I am working on some code for a C6678 that does some linear filters, using cl6x 7.4.1 and plain C.

The basic filters actually compile quite fast (several seconds), even with -O3 --opt_for_speed=5, and I'm happy with the results.

One specific file with some decimation filters takes a ludicrous amount of time to compile (434 seconds) for four little functions.

The annoying part of this is that most of the time seems to be spend exhaustively trying to find loop schedules for loops on which it eventually gives up.  I wouldn't mind the long compile times if it was actually succeeding...  I've tried forcing #pragma UNROLL(1) but this doesn't help.

If I build it with -O3 --disable_software_pipeline [1] it takes just 3.5 seconds to compile.  That's perhaps enough to speed up my edit-compile-debug cycle and get me through for now, while I work on optimising other files in the library that are actually more performance-critical.  It does disable pipelining for a handful of loops in the file that can be successfully pipelined, so it's not ideal. 

Is there something else I could do here?

The underlying issue is that the filter coefficients in question almost but don't quite fit in the register file, which is obviously very frustrating for the compiler.  I suspect that I could fix it by (for example) exploiting the symmetry in the filter coefficients, but given this is well tested and working code I feel like that's optimisation work I can't justify just now.

Thanks for any tips,

Gordon

  • By the way, the compiler User Guide (spru187u 7.4) incorrectly refers to --disable_software_pipelining rather than --disabl_software_pipeline.

  • Gordon Deane said:
    If I build it with -O3 --disable_software_pipeline [1] it takes just 3.5 seconds to compile.  That's perhaps enough to speed up my edit-compile-debug cycle and get me through for now, while I work on optimising other files in the library that are actually more performance-critical.

    I think this is a reasonable way to handle things.  

    When you do get back to this one file, please see if any of the source annotations described in this wiki article are helpful.

    Thanks and regards,

    -George

  • I have a partial solution.  The problem seemed to be several FIR filter loops of this form:

    #define D3_N1 32
    const double D3_h1[D3_N1] = { ... }; /* filter coefficients */
        const double * restrict pin;
        double * restrict pout1;
    ...
        for (n = 0; n < len1; n += 1)
        {
            acc = 0.0;
            #pragma UNROLL(4) 
            for (k = 0; k < D3_N1; k++)
            {
                acc += pin[k] * D3_h1[D3_N1-1-k];
            }
            pin += D3_DECIMATION1;
            pout1[n] = acc;
        }

    Interestingly, the compiler 7.3.1 I used before pipelined the inner loop and produced a better solution without help (ie. without the pragma in blue). 7.4.1 seems to fully unroll the inner loop (length 32) and then find that it cannot find any kind of pipelined schedule for the outer loop because the register pressure of 2*32 coefficients is just too high.  It seems to spend an enormously long time trying but the resulting performance was disappointing.

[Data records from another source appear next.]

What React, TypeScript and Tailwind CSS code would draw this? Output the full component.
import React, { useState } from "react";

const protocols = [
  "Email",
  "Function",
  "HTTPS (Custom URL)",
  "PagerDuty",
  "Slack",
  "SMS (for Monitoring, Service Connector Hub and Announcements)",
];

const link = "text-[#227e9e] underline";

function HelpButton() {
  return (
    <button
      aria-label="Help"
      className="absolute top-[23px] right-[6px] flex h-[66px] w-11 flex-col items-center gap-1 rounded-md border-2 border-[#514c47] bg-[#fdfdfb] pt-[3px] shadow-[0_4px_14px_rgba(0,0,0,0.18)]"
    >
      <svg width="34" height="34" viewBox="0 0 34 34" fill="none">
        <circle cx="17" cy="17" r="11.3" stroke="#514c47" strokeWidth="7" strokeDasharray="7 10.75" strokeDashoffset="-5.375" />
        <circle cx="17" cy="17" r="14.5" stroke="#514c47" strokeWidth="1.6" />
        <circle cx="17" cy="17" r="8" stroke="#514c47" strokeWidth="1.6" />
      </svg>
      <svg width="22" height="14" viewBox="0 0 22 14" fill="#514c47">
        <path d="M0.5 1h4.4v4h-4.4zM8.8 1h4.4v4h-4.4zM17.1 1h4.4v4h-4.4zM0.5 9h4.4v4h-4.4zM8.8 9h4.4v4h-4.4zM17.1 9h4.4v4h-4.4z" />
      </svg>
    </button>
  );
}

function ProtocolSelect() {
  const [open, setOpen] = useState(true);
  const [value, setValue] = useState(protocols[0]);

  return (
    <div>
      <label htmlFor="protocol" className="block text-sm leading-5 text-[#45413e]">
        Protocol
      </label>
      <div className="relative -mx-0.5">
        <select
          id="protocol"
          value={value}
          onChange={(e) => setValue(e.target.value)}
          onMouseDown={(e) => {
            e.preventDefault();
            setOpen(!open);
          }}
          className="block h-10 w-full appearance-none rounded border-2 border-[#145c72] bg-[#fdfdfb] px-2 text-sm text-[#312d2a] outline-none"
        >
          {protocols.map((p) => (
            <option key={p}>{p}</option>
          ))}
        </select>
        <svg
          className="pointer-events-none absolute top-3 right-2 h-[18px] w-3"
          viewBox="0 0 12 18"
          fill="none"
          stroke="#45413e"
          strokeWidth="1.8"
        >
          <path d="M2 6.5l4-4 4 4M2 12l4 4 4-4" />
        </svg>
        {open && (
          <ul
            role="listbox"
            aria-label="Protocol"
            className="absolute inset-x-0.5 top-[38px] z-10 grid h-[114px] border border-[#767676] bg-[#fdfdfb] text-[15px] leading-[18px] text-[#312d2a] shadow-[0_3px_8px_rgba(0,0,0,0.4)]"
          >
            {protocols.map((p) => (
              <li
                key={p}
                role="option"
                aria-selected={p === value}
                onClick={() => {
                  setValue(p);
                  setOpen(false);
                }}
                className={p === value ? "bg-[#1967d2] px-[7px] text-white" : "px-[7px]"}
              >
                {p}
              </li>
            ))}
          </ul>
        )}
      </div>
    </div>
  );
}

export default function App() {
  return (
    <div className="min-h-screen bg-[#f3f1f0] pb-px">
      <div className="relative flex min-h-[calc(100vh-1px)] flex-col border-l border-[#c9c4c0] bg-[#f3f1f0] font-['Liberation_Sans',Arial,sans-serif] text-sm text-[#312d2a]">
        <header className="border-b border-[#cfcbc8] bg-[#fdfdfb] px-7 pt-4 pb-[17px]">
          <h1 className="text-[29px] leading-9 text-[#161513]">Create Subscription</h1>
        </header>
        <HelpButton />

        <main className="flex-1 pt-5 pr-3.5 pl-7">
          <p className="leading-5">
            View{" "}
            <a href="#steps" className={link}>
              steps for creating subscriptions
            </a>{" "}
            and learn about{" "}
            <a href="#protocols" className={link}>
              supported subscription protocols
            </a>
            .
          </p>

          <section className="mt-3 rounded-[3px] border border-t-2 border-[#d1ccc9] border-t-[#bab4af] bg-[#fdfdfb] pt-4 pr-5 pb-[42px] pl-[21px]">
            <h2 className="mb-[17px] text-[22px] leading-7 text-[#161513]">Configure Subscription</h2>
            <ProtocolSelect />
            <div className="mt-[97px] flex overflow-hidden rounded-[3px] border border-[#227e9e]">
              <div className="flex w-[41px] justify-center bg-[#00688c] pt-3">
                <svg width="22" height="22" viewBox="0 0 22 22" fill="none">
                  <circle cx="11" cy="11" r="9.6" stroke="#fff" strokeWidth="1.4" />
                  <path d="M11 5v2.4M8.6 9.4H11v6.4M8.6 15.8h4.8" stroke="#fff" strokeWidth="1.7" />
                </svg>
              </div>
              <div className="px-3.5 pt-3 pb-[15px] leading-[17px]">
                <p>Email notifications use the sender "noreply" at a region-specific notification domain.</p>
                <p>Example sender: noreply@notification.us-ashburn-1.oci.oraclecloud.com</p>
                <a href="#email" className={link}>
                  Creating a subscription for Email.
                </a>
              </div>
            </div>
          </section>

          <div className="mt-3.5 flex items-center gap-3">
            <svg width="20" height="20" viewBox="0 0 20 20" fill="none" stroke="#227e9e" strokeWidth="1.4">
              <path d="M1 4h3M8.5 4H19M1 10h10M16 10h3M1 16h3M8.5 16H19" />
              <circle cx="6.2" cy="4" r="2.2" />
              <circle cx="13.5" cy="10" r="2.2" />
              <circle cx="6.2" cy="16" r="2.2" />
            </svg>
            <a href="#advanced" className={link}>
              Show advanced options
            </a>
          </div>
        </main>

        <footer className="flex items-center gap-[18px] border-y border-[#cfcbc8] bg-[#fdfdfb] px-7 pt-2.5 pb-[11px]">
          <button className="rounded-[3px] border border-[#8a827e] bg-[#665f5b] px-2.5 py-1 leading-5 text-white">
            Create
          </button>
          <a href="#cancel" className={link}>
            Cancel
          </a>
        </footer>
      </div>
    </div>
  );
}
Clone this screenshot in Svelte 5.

    I found that adding the #pragma UNROLL(4) in blue to force a partial unroll of the inner loop produced much better results.  The inner loop pipelines very well and the resulting speedup is great enough that not pipelining the outer loop explicitly doesn't matter.

    It's a bit of a shame this had to be done by trial and error, though.  If I hadn't seem better results with the old compiler I might have given up.  Anyway, I'm pleased with the final result.